Combine sauce ingredients and heat. Remove meat from marinade and place in foil in a broiler pan. Preheat the broiler. Place the fillets 5 inches from heat for 10 minutes of broiling on each side. Place on a wooden carving board and slice each fillet very thinly, diagonally against the grain. Serve the sauce in a gravyboat. Ladle a bit of sauce over each slice of meat.
- 5 pounds goose parts (legs, backs, wings, giblets)
- 1/2 cup vegetable oil
- 1/2 cup all-purpose flour
- 2 cups chopped onion
- 1 cup chopped bell pepper
- 1/2 cup chopped celery
- Salt, black pepper, hot sauce to taste
- 3 quarts hot water
- 1 pint fresh oysters
- 1/2 cup chopped green onion tops
- 1/4 cup chopped parsley
- Cooked rice
Parboil goose parts in water to cover until meat is tender and falling from the bone. Remove from water, cool, and debone.

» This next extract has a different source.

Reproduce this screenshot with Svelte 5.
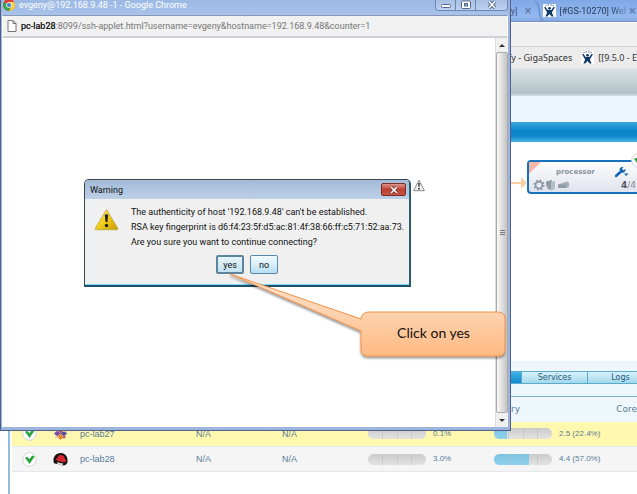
<script>
  const rows = [
    { name: 'pc-lab27', os: 'centos', cpu: 0, cpuText: '0.1%', mem: 22, memText: '2.5 (22.4%)' },
    { name: 'pc-lab28', os: 'redhat', cpu: 0, cpuText: '3.0%', mem: 60, memText: '4.4 (57.0%)' }
  ];
</script>

{#snippet jira()}
  <svg class="jira" viewBox="0 0 13 13" aria-hidden="true">
    <rect width="13" height="13" fill="#fff" />
    <g fill="#12396b">
      <circle cx="6.5" cy="4.3" r="1.4" />
      <path d="M1 3.2 2.6 3 4.6 6h3.8l2-3 1.6.2-2.6 4.3-.5 1.2 1.7 3.8H8.7L6.5 9.900l-2.2 2.6H2.4l1.7-3.8-.5-1.2z" />
      <circle cx="3" cy="1.5" r=".6" /><circle cx="5.2" cy=".9" r=".6" />
      <circle cx="8" cy=".9" r=".6" /><circle cx="10.2" cy="1.5" r=".6" />
    </g>
  </svg>
{/snippet}

{#snippet check()}
  <svg class="check" viewBox="0 0 16 16" aria-hidden="true">
    <circle cx="8" cy="8" r="7.3" fill="#fff" stroke="#cfd2d6" />
    <path d="M3.6 6.2 6 5.6l1.8 2.5 3.2-4 2.2.7L8 12.3z" fill="#22a437" stroke="#22a437" stroke-width=".6" />
  </svg>
{/snippet}

{#snippet gauge(value)}
  <div class="gauge" role="meter" aria-label="usage" aria-valuenow={value} aria-valuemin="0" aria-valuemax="100">
    <div class="fill" style="width: {value}%"></div>
    <i></i><i></i><i></i><i></i>
  </div>
{/snippet}

<div class="desktop">
  <main class="browser">
    <div class="tabs">
      <span class="tab-old">y]</span><span class="x">×</span>
      <svg class="slant" viewBox="0 0 8 21"><path d="M0 1.5C3 2 3 5 4 9s1 11 4 11.500" fill="none" stroke="#5b7fb5" /></svg>
      {@render jira()}
      <span class="tab-title">[#GS-10270] Wel</span><span class="x">×</span>
    </div>
    <div class="toolbar"></div>
    <div class="bookmarks">
      <a href="#giga">fy - GigaSpaces</a>
      <a href="#release">{@render jira()}<span>[[9.5.0 - E</span></a>
    </div>
    <div class="banner"></div>
    <div class="pale"></div>
    <div class="bluebar"></div>

    <section class="canvas">
      <svg class="arrow" viewBox="0 0 18 14"><path d="M0 6h11V1l6 6-6 6V8H0z" fill="#fbd0a4" /></svg>
      <div class="node">
        <span class="corner"></span>
        <div class="node-top">
          <b>processor</b>
          <svg class="wrench" viewBox="0 0 14 12"><path d="M1 10 6 5.500" stroke="#1465b4" stroke-width="2.600" stroke-linecap="round" /><path d="M5 5C4 2 6 .6 8.500 1L7 2.800l1.500 1.500L10.600 3C11 5 9 7.500 6.500 6.500z" fill="#1465b4" /><path d="M9 7.500h4.500L11.200 10z" fill="#1465b4" /></svg>
        </div>
        <div class="node-bottom">
          <svg viewBox="0 0 38 12" class="parts">
            <circle cx="6" cy="6" r="3.400" fill="none" stroke="#8796a3" stroke-width="1.600" />
            <circle cx="6" cy="6" r="4.800" fill="none" stroke="#8796a3" stroke-width="1.500" stroke-dasharray="1.900 1.870" />
            <path d="M13 2.500 19 1v7l-2 3c-3-1-4-4-4-8.500z" fill="#8e9ba6" />
            <path d="M18 3l4-1v8l-4 2z" fill="#b3bdc5" />
            <path d="M25 5.500 34 2.500l2 1v4L34 9h-9z" fill="#a4b0b9" /><path d="M25 5.500h8V9h-8z" fill="#8e9ca7" />
          </svg>
          <span class="count"><b>4</b>/4</span>
        </div>
        <div class="node-check">{@render check()}</div>
      </div>
    </section>

    <section class="hosts">
      <nav>
        <button class="tab active" aria-label="Hosts"></button>
        <button class="tab services">Services</button>
        <button class="tab logs">Logs</button>
      </nav>
      <table>
        <colgroup>
          <col class="c-state" /><col class="c-os" /><col class="c-name" /><col class="c-na" /><col class="c-na" />
          <col class="c-bar" /><col class="c-pct" /><col class="c-bar" /><col />
        </colgroup>
        <thead>
          <tr><th></th><th></th><th></th><th></th><th></th><th></th><th></th><th class="memory">ry</th><th class="core">Core</th></tr>
        </thead>
        <tbody>
          {#each rows as row, i}
            <tr class:selected={i === 0}>
              <td>{@render check()}</td>
              <td>
                {#if row.os === 'centos'}
                  <svg class="os" viewBox="0 0 16 16">
                    <path d="M8 1l2.500 3H15v4l-2 2 .5 3.500-3.500-.5-2 2-2-2-4 .5.5-4L1 7.500 4 6V3h2z" fill="#e8d5c0" />
                    <path d="M8 8 5 4.500 8 1.500l3 3z" fill="#a7437f" /><path d="M8 8l3.500-3L15 8l-3.500 3z" fill="#5a4b97" />
                    <path d="M8 8l3 3.500L8 15l-3-3.500z" fill="#e78b2a" /><path d="M8 8l-3.500 3L1 8l3.500-3z" fill="#7b4d9f" />
                    <path d="M3 3h3.500v3.500z" fill="#d6a636" /><path d="M13 3v3.500L9.500 6z" fill="#e8b53a" /><path d="M13 13H9.500L13 9.500z" fill="#c54b58" />
                  </svg>
                {:else}
                  <svg class="os" viewBox="0 0 16 16">
                    <path d="M1 12C-.5 7 1.500 2 7 1.200 12 .5 16 4 15.500 10c-.3 2.500-1.500 3.500-3 4L9 14.500l-2-1.200z" fill="#151111" />
                    <path d="M2.500 7.500C3.500 6.500 4.500 6.800 5 6c.5-2 1.500-3.200 3-2.800l1.500.3c2 0 3 1.500 3.300 4 2 1.500 1.500 3.200-.8 3.300-4 0-8.500-1.300-9.500-3.300z" fill="#d8262c" />
                    <path d="M4.500 10.500c2 1.200 4 1.800 6.500 1.800L9.500 15l-2-1.500-2.500-.3z" fill="#e9dedb" />
                  </svg>
                {/if}
              </td>
              <td>{row.name}</td>
              <td>N/A</td>
              <td>N/A</td>
              <td>{@render gauge(row.cpu)}</td>
              <td class="num">{row.cpuText}</td>
              <td>{@render gauge(row.mem)}</td>
              <td class="num">{row.memText}</td>
            </tr>
          {/each}
        </tbody>
      </table>
    </section>
  </main>

  <section class="popup">
    <header class="titlebar">
      <svg class="chrome" viewBox="0 0 12 12">
        <circle cx="6" cy="6" r="6" fill="#e33b2e" />
        <path d="M6 6 .8 3A6 6 0 0 0 6 12l2.600-4.500z" fill="#3ba64c" />
        <path d="M6 6l2.600 1.500L6 12a6 6 0 0 0 5.200-9H6z" fill="#fbd13c" />
        <circle cx="6" cy="6" r="2.800" fill="#fff" /><circle cx="6" cy="6" r="2.100" fill="#3f7fd6" />
      </svg>
      <h1>evgeny@192.168.9.48 -1 - Google Chrome</h1>
      <div class="controls">
        <button aria-label="Minimize"><svg viewBox="0 0 12 10"><rect x="1.500" y="4.500" width="9" height="3" rx="1" fill="#fff" stroke="#52688c" /></svg></button>
        <button aria-label="Maximize"><svg viewBox="0 0 12 10"><rect x="1.500" y="1" width="9" height="7.500" rx="1" fill="#fff" stroke="#52688c" /><rect x="4.500" y="3.500" width="3" height="2.500" fill="#8fa9cf" stroke="#52688c" /></svg></button>
        <button aria-label="Close" class="wide"><svg viewBox="0 0 12 10"><path d="M3 1.500 9 8M9 1.500 3 8" stroke="#52688c" stroke-width="3.400" /><path d="M3 1.500 9 8M9 1.500 3 8" stroke="#fff" stroke-width="1.600" /></svg></button>
      </div>
    </header>
    <div class="address">
      <svg class="page" viewBox="0 0 10 12"><path d="M1 .5h5l3 3v8H1z M6 .5v3h3" fill="#fff" stroke="#777" /></svg>
      <span><em>pc-lab28</em>:8099/ssh-applet.html?username=evgeny&amp;hostname=192.168.9.48&amp;counter=1</span>
    </div>
    <div class="body">
      <div class="view">
        <div class="dialog" role="dialog" aria-label="Warning">
          <header>
            <span>Warning</span>
            <button aria-label="Close"><svg viewBox="0 0 10 8"><path d="M2 1l6 6M8 1 2 7" stroke="#6b2a24" stroke-width="3" /><path d="M2 1l6 6M8 1 2 7" stroke="#fff" stroke-width="1.700" /></svg></button>
          </header>
          <div class="message">
            <svg class="alert" viewBox="0 0 24 22">
              <defs><linearGradient id="gold" x2="1" y2="1"><stop offset="0" stop-color="#fff07a" /><stop offset=".5" stop-color="#f4cf17" /><stop offset="1" stop-color="#c79a05" /></linearGradient></defs>
              <path d="M12 1.500 22.800 19.500q.4 1.300-1 1.300H2.200q-1.400 0-1-1.300z" fill="url(#gold)" stroke="#b9a548" stroke-width=".8" stroke-linejoin="round" />
              <path d="M10.300 6.500q1.700-1.200 3.400 0l-.8 7h-1.800z" fill="#222" /><circle cx="12" cy="16.800" r="1.700" fill="#222" />
            </svg>
            <p>The authenticity of host '192.168.9.48' can't be established.<br />RSA key fingerprint is d6:f4:23:5f:d5:ac:81:4f:38:66:ff:c5:71:52:aa:73.<br />Are you sure you want to continue connecting?</p>
          </div>
          <div class="answers">
            <button class="focused">yes</button>
            <button>no</button>
          </div>
        </div>
        <svg class="applet-alert" viewBox="0 0 12 12"><path d="M6 .8 11.400 11.200H.6z" fill="#f4f4f4" stroke="#8a8a8a" stroke-linejoin="round" /><path d="M5.200 3.500h1.600l-.4 4h-.8z" fill="#222" /><circle cx="6" cy="9.200" r=".9" fill="#222" /></svg>
      </div>
      <div class="scroll">
        <span class="up"></span>
        <div class="thumb"><i></i><i></i><i></i></div>
        <span class="down"></span>
      </div>
    </div>
  </section>

  <div class="callout">
    <svg viewBox="0 0 280 92">
      <defs>
        <linearGradient id="peach" x2="0" y2="1"><stop offset="0" stop-color="#ffe3cd" /><stop offset=".45" stop-color="#ffd3b1" /><stop offset="1" stop-color="#ffba82" /></linearGradient>
        <filter id="shade" x="-5%" y="-5%" width="110%" height="120%"><feDropShadow dx="0" dy="2" stdDeviation="1.200" flood-color="#000" flood-opacity=".4" /></filter>
      </defs>
      <path d="M4 2 135 47Q136 40 143 40H272Q279 40 279 47V77Q279 84 272 84H142Q135 84 135 77V59Z" fill="url(#peach)" stroke="#f0924a" filter="url(#shade)" />
    </svg>
    <span>Click on yes</span>
  </div>
</div>

<style>
  :global(body) { background: #fff; }
  .desktop { position: relative; min-height: 100vh; overflow: hidden; font-family: "Noto Sans", sans-serif; font-size: 9px; color: #222; }
  .desktop :global(*) { box-sizing: border-box; }
  svg { display: block; flex: none; }
  button { font: inherit; color: inherit; padding: 0; margin: 0; }

  .browser { display: flex; flex-direction: column; min-height: 100vh; }
  .jira { width: 13px; height: 13px; }
  .tabs { height: 22px; display: flex; align-items: center; justify-content: flex-end; gap: 3px; background: linear-gradient(#7fa8e6, #93b8f0 80%, #84a8dc); border-bottom: 1px solid #7592c0; color: #44587a; white-space: nowrap; font: 9px/12px Roboto, sans-serif; }
  .tab-title { color: #2c3c58; mask-image: linear-gradient(90deg, #000 75%, #0005); }
  .tabs .x { width: 8px; color: #60779f; font-size: 13px; }
  .tab-old { margin-right: 4px; }
  .slant { width: 8px; height: 21px; margin-right: -3px; }
  .toolbar { height: 25px; background: #f0f0f0; border-top: 1px solid #fff; border-bottom: 1px solid #d4d4d4; }
  .bookmarks { height: 21px; display: flex; align-items: center; justify-content: flex-end; gap: 9px; background: #ececec; white-space: nowrap; font-size: 9px; }
  .bookmarks a { display: flex; align-items: center; gap: 4px; color: #333; text-decoration: none; }
  .banner { height: 28px; background: linear-gradient(#dbe3e6, #b2c3c8 90%, #d5e2e6); }
  .pale { height: 26px; background: #ecf6fd; }
  .bluebar { height: 20px; background: linear-gradient(#3ea9df, #0a83c9 45%, #0e88cc 70%, #4ab5e6); }

  .canvas { position: relative; flex: 1; min-height: 219px; }
  .arrow { position: absolute; right: 109px; top: 34px; width: 18px; height: 14px; }
  .node { position: absolute; right: -8px; top: 18px; width: 118px; height: 34px; padding: 3px 7px 0 5px; border: 2px solid #1672bd; border-radius: 4px; background: linear-gradient(#fdfdfe, #dfe3ec); }
  .corner { position: absolute; left: 0; top: 0; border-top: 12px solid #f7b7a8; border-right: 12px solid transparent; }
  .node-top, .node-bottom { display: flex; align-items: center; justify-content: space-between; height: 13px; }
  .node-top { padding: 0 7px 0 22px; color: #8793a0; font: bold 7px/12px "DejaVu Sans", sans-serif; }
  .wrench { width: 14px; height: 12px; }
  .parts { width: 38px; height: 12px; margin-left: -1px; }
  .count { font: 9px/12px "DejaVu Sans", sans-serif; color: #888; }
  .count b { color: #556; }
  .node-check { position: absolute; right: -3px; top: -9px; }
  .check { width: 15px; height: 15px; }

  .hosts { min-height: 133px; margin-left: 8px; border-left: 2px solid #8fbfdd; background: linear-gradient(#eef7fc 61px, #fff 61px); padding: 10px 0 0 2px; overflow: hidden; }
  nav { display: flex; height: 13px; }
  .tab { border: 1px solid #5babcb; border-right-width: 0; background: linear-gradient(#d9f2fb, #a3d8ec); color: #2a5d78; font: 8px/10px "DejaVu Sans", sans-serif; }
  .active { flex: 1; background: linear-gradient(#3eb2e6, #0e8ace); }
  .services { width: 66px; }
  .logs { width: 66px; margin-right: -16px; }
  table { width: 100%; margin-top: 12px; border-top: 1px solid #7fb2cd; border-collapse: collapse; table-layout: fixed; color: #587c98; font: 9px/12px "Liberation Sans", sans-serif; }
  .c-state { width: 31px; } .c-os { width: 37px; } .c-name { width: 116px; } .c-na { width: 86px; } .c-bar { width: 65px; } .c-pct { width: 61px; }
  th { height: 25px; padding: 0; font: 9px/12px "DejaVu Sans", sans-serif; text-align: left; }
  .memory { padding-left: 17px; }
  .core { text-align: right; }
  td { height: 25px; padding: 0; white-space: nowrap; }
  td:first-child, td:nth-child(2) { padding-left: 10px; }
  tbody tr { background: #f5f5f5; border-bottom: 1px solid #e3e8ea; }
  .selected { background: #fff8ae; }
  .num { font-size: 8px; }
  .os { width: 15px; height: 15px; }
  .gauge { position: relative; display: flex; width: 58px; height: 11px; border-radius: 6px; overflow: hidden; background: linear-gradient(#cbcbcb, #e3e3e3); }
  .gauge i { position: relative; flex: 1; border-right: 1px solid #bbb8; }
  .gauge i:last-child { border: 0; }
  .fill { position: absolute; left: 0; top: 0; bottom: 0; background: linear-gradient(#7cc3e2, #8fd1ec); }

  .popup { position: absolute; left: 0; right: 126px; top: 0; bottom: 63px; display: flex; flex-direction: column; padding: 0 2px 3px 1px; background: #9db4dc; border: 1px solid #4f608c; border-top: 0; font-family: Roboto, sans-serif; }
  .titlebar { height: 15px; display: flex; align-items: flex-start; gap: 4px; background: linear-gradient(#9cb9e4, #a9c3ea); padding-left: 1px; }
  .chrome { width: 12px; height: 12px; margin-top: -1px; }
  h1 { flex: 1; margin: 0; font-size: 9px; font-weight: 400; line-height: 11px; color: #fff; white-space: nowrap; }
  .controls { display: flex; height: 11px; border: 1px solid #6d86b4; border-top: 0; border-radius: 0 0 4px 4px; overflow: hidden; }
  .controls button { width: 20px; display: flex; justify-content: center; border: 0; border-right: 1px solid #6d86b4; background: linear-gradient(#a8c0e4, #bdd0ee); }
  .controls .wide { width: 31px; border-right: 0; }
  .controls svg { width: 12px; height: 10px; }
  .address { height: 23px; display: flex; align-items: center; gap: 4px; padding-left: 4px; border: 1px solid #fff; border-top-color: #8797b5; border-bottom: 2px solid #cfd2d8; background: #f1f1f1; color: #777; font-size: 9px; white-space: nowrap; overflow: hidden; }
  .address em { font-style: normal; color: #222; text-shadow: 0 0 #222; }
  .page { width: 10px; height: 12px; }
  .body { flex: 1; display: flex; background: #fff; }
  .view { position: relative; flex: 1; }
  .scroll { width: 13px; display: flex; flex-direction: column; align-items: center; background: #f0f0f0; border-left: 1px solid #ddd; }
  .up, .down { height: 14px; display: flex; align-items: center; }
  .up::before { content: ""; border: 3px solid transparent; border-top: 0; border-bottom-color: #333; }
  .down::before { content: ""; border: 3px solid transparent; border-bottom: 0; border-top-color: #333; }
  .thumb { flex: 1; align-self: stretch; display: flex; flex-direction: column; align-items: center; justify-content: center; gap: 1px; border: 1px solid #aaa; border-radius: 2px; background: linear-gradient(90deg, #fafafa, #e4e4e4 40%, #c4c4c4); }
  .thumb i { width: 5px; height: 1px; background: #777; }

  .dialog { position: absolute; left: 82px; top: 141px; width: 327px; border: 1px solid #3c464e; border-right: 2px solid #2c5c70; border-bottom: 2px solid #22506a; border-radius: 5px 5px 0 0; background: #f0f0f0; overflow: hidden; box-shadow: inset 0 -1px #7fdcf5; color: #111; }
  .dialog header { height: 19px; display: flex; align-items: center; justify-content: space-between; padding: 0 3px 0 5px; background: linear-gradient(#a3bbd8, #bdd0e6); }
  .dialog header button { width: 25px; height: 13px; display: flex; align-items: center; justify-content: center; border: 1px solid #7a2c26; border-radius: 2px; background: linear-gradient(#dc9588, #bf4033 50%, #c65345); }
  .dialog header svg { width: 10px; height: 8px; }
  .message { display: flex; gap: 12px; padding: 6px 0 0 9px; }
  .alert { width: 25px; height: 23px; margin-top: 3px; }
  .message p { margin: 0; line-height: 15px; font-size: 9px; white-space: nowrap; }
  .answers { display: flex; justify-content: center; gap: 6px; padding: 5px 0 11px; }
  .answers button { width: 28px; height: 19px; border: 1px solid #5b87a5; border-radius: 2px; background: linear-gradient(#f2fafe, #d8effa 50%, #b5dff3); }
  .answers .focused { border: 2px solid #5c859c; background: linear-gradient(#e6f3fa, #c3e2f2); }
  .applet-alert { position: absolute; left: 411px; top: 141px; width: 12px; height: 13px; }

  .callout { position: absolute; left: 226px; top: 272px; width: 280px; height: 92px; font: 14px/20px Lato, sans-serif; color: #111; }
  .callout svg { width: 280px; height: 92px; }
  .callout span { position: absolute; left: 135px; right: 0; top: 51px; text-align: center; }
</style>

Make a roux by cooking oil and flour in a big black-iron pot. Cook slowly over low heat until dark-brown, stirring constantly. Add chopped onion, bell pepper and celery, and cook until tender. Add salt, black pepper and hot sauce, then stir in hot water and goose meat. Cook over low heat in a covered pot for 1 hour. Stir in oysters, onion tops and parsley, heat for 10 minutes and serve over rice.
Roast Goose with Cranberry Cornbread Stuffing
- 1 goose, plucked
- 1/4 cup chopped celery
- 2 tablespoons chopped parsley
- 4 tablespoons butter
- 3 cups stale bread crumbs
- 1 cup cornbread crumbs
- 1 teaspoon poultry seasoning
Preheat the oven to 325 degrees. Season the goose inside and out with salt and pepper.
To make the stuffing, cook celery and parsley in butter for five minutes. Blend lightly with the remaining ingredients. Stuff the goose with this mixture, and close the opening.
Place goose breast side up on a rack in a roasting pan. Roast for 20 minutes per pound.